### Dataset extract:
= = =

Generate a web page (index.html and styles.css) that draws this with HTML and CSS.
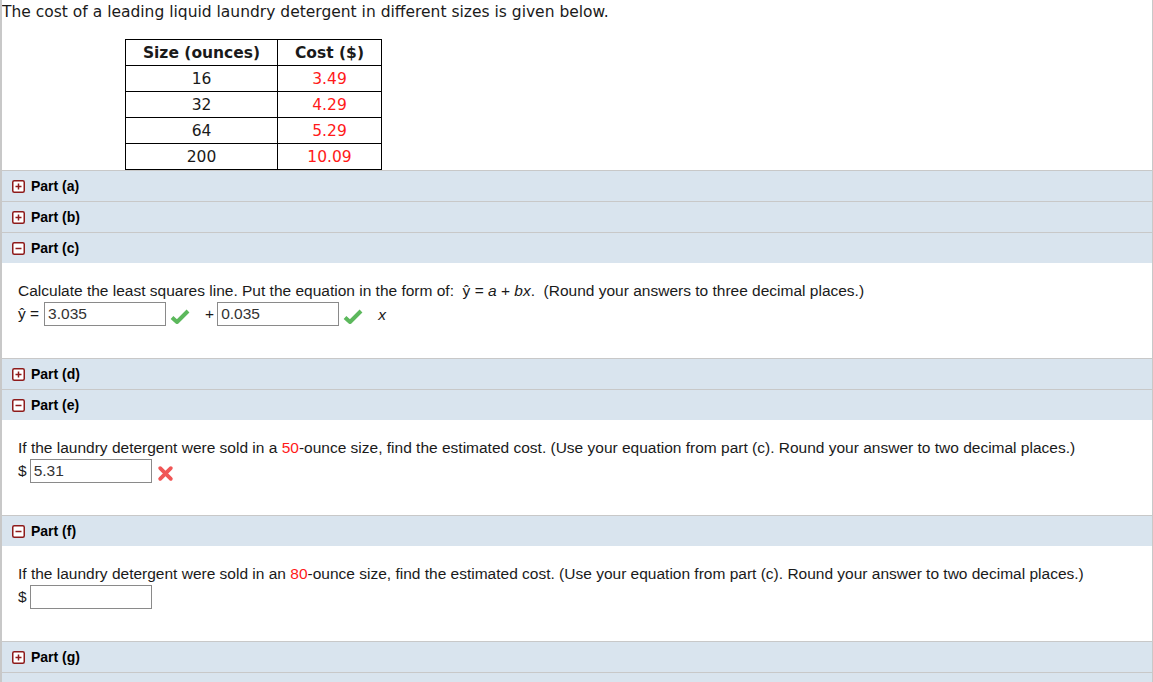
FILE: index.html
```html
<!DOCTYPE html>
<html>
<head>
<meta charset="utf-8">
<link rel="stylesheet" href="styles.css">
</head>
<body>
<div class="page">
  <div class="intro">
    <p class="lead">The cost of a leading liquid laundry detergent in different sizes is given below.</p>
    <table class="data">
      <thead>
        <tr><th class="c1">Size (ounces)</th><th class="c2">Cost ($)</th></tr>
      </thead>
      <tbody>
        <tr><td>16</td><td class="red">3.49</td></tr>
        <tr><td>32</td><td class="red">4.29</td></tr>
        <tr><td>64</td><td class="red">5.29</td></tr>
        <tr><td>200</td><td class="red">10.09</td></tr>
      </tbody>
    </table>
  </div>

  <div class="part-head"><svg class="tog" viewBox="0 0 13 13"><rect x="0.75" y="0.75" width="11.5" height="11.5" rx="1.5" fill="#fff" stroke="#8e1b1b" stroke-width="1.5"/><path d="M3.5 6.5h6M6.5 3.5v6" stroke="#8e1b1b" stroke-width="1.5"/></svg><span>Part (a)</span></div>
  <div class="part-head"><svg class="tog" viewBox="0 0 13 13"><rect x="0.75" y="0.75" width="11.5" height="11.5" rx="1.5" fill="#fff" stroke="#8e1b1b" stroke-width="1.5"/><path d="M3.5 6.5h6M6.5 3.5v6" stroke="#8e1b1b" stroke-width="1.5"/></svg><span>Part (b)</span></div>
  <div class="part-head"><svg class="tog" viewBox="0 0 13 13"><rect x="0.75" y="0.75" width="11.5" height="11.5" rx="1.5" fill="#fff" stroke="#8e1b1b" stroke-width="1.5"/><path d="M3.5 6.5h6" stroke="#8e1b1b" stroke-width="1.5"/></svg><span>Part (c)</span></div>
  <div class="part-body">
    <p class="q">Calculate the least squares line. Put the equation in the form of:&nbsp; ŷ = <i>a</i> + <i>bx</i>.&nbsp; (Round your answers to three decimal places.)</p>
    <div class="ans">
      <span class="lbl">ŷ =</span>
      <span class="box">3.035</span>
      <svg class="check" viewBox="0 0 20 16"><path d="M2 9.5l5 4.5L18 3" fill="none" stroke="#5cb85c" stroke-width="4" stroke-linejoin="round"/></svg>
      <span class="plus">+</span>
      <span class="box">0.035</span>
      <svg class="check" viewBox="0 0 20 16"><path d="M2 9.5l5 4.5L18 3" fill="none" stroke="#5cb85c" stroke-width="4" stroke-linejoin="round"/></svg>
      <i class="xvar">x</i>
    </div>
  </div>
  <div class="part-head"><svg class="tog" viewBox="0 0 13 13"><rect x="0.75" y="0.75" width="11.5" height="11.5" rx="1.5" fill="#fff" stroke="#8e1b1b" stroke-width="1.5"/><path d="M3.5 6.5h6M6.5 3.5v6" stroke="#8e1b1b" stroke-width="1.5"/></svg><span>Part (d)</span></div>
  <div class="part-head"><svg class="tog" viewBox="0 0 13 13"><rect x="0.75" y="0.75" width="11.5" height="11.5" rx="1.5" fill="#fff" stroke="#8e1b1b" stroke-width="1.5"/><path d="M3.5 6.5h6" stroke="#8e1b1b" stroke-width="1.5"/></svg><span>Part (e)</span></div>
  <div class="part-body">
    <p class="q">If the laundry detergent were sold in a <span class="red">50</span>-ounce size, find the estimated cost. (Use your equation from part (c). Round your answer to two decimal places.)</p>
    <div class="ans">
      <span class="lbl cur">$</span>
      <span class="box">5.31</span>
      <svg class="cross" viewBox="0 0 16 16"><path d="M3 3l10 10M13 3L3 13" stroke="#f05656" stroke-width="3.6" stroke-linecap="round"/></svg>
    </div>
  </div>
  <div class="part-head"><svg class="tog" viewBox="0 0 13 13"><rect x="0.75" y="0.75" width="11.5" height="11.5" rx="1.5" fill="#fff" stroke="#8e1b1b" stroke-width="1.5"/><path d="M3.5 6.5h6" stroke="#8e1b1b" stroke-width="1.5"/></svg><span>Part (f)</span></div>
  <div class="part-body">
    <p class="q">If the laundry detergent were sold in an <span class="red">80</span>-ounce size, find the estimated cost. (Use your equation from part (c). Round your answer to two decimal places.)</p>
    <div class="ans">
      <span class="lbl cur">$</span>
      <span class="box"></span>
    </div>
  </div>
  <div class="part-head"><svg class="tog" viewBox="0 0 13 13"><rect x="0.75" y="0.75" width="11.5" height="11.5" rx="1.5" fill="#fff" stroke="#8e1b1b" stroke-width="1.5"/><path d="M3.5 6.5h6M6.5 3.5v6" stroke="#8e1b1b" stroke-width="1.5"/></svg><span>Part (g)</span></div>
  <div class="part-head"><svg class="tog" viewBox="0 0 13 13"><rect x="0.75" y="0.75" width="11.5" height="11.5" rx="1.5" fill="#fff" stroke="#8e1b1b" stroke-width="1.5"/><path d="M3.5 6.5h6M6.5 3.5v6" stroke="#8e1b1b" stroke-width="1.5"/></svg><span>Part (h)</span></div>
</div>
</body>
</html>
```

FILE: styles.css
```css
html, body {
  margin: 0;
  padding: 0;
  background: #fff;
  overflow: hidden;
}
.page {
  width: 1153px;
  height: 682px;
  box-sizing: border-box;
  border-left: 2px solid #c8c8c8;
  border-right: 1px solid #c8c8c8;
  overflow: hidden;
}
.lead {
  margin: 0;
  padding-top: 3px;
  font-family: "DejaVu Sans", Verdana, sans-serif;
  font-size: 15.5px;
  line-height: 18px;
  color: #1a1a1a;
}
.data {
  border-collapse: collapse;
  margin: 18px 0 0 123px;
  font-family: "DejaVu Sans", Verdana, sans-serif;
  font-size: 15.5px;
  color: #1a1a1a;
}
.data th, .data td {
  border: 1px solid #000;
  height: 25px;
  padding: 0;
  text-align: center;
  line-height: 18px;
}
.data th { font-weight: bold; }
.data .c1 { width: 151px; }
.data .c2 { width: 103px; }
.red { color: #ff1a1a; }
.part-head {
  height: 30px;
  border-top: 1px solid #c8c8c8;
  background: #d9e4ee;
  display: flex;
  align-items: center;
  padding-left: 10px;
  font-family: "Liberation Sans", Arial, sans-serif;
  font-size: 14px;
  font-weight: bold;
  color: #000;
}
.tog {
  width: 13px;
  height: 13px;
  margin-right: 6px;
}
.part-body {
  height: 95px;
  box-sizing: border-box;
  padding: 19px 16px 0 16px;
  font-family: "Liberation Sans", Arial, sans-serif;
  font-size: 15.5px;
  color: #1a1a1a;
}
.q {
  margin: 0;
  line-height: 18px;
}
.ans {
  display: flex;
  align-items: center;
  margin-top: 2px;
  height: 24px;
}
.lbl {
  margin-right: 5px;
}
.lbl.cur {
  margin-right: 3px;
}
.box {
  width: 122px;
  height: 24px;
  box-sizing: border-box;
  border: 1px solid #8a8a8a;
  padding: 0 3px;
  line-height: 22px;
  color: #333;
}
.check {
  width: 20px;
  height: 16px;
  margin: 4px 0 0 4px;
}
.plus {
  margin: 0 3px 0 15px;
}
.xvar {
  margin-left: 15px;
  padding-top: 2px;
}
.cross {
  width: 17px;
  height: 17px;
  margin: 4px 0 0 5px;
}
```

= = =

### Exercise aim:
Read the data above and pull out each line that holds the string "index".

### Response to the exercise:
Generate a web page (index.html and styles.css) that draws this with HTML and CSS.
FILE: index.html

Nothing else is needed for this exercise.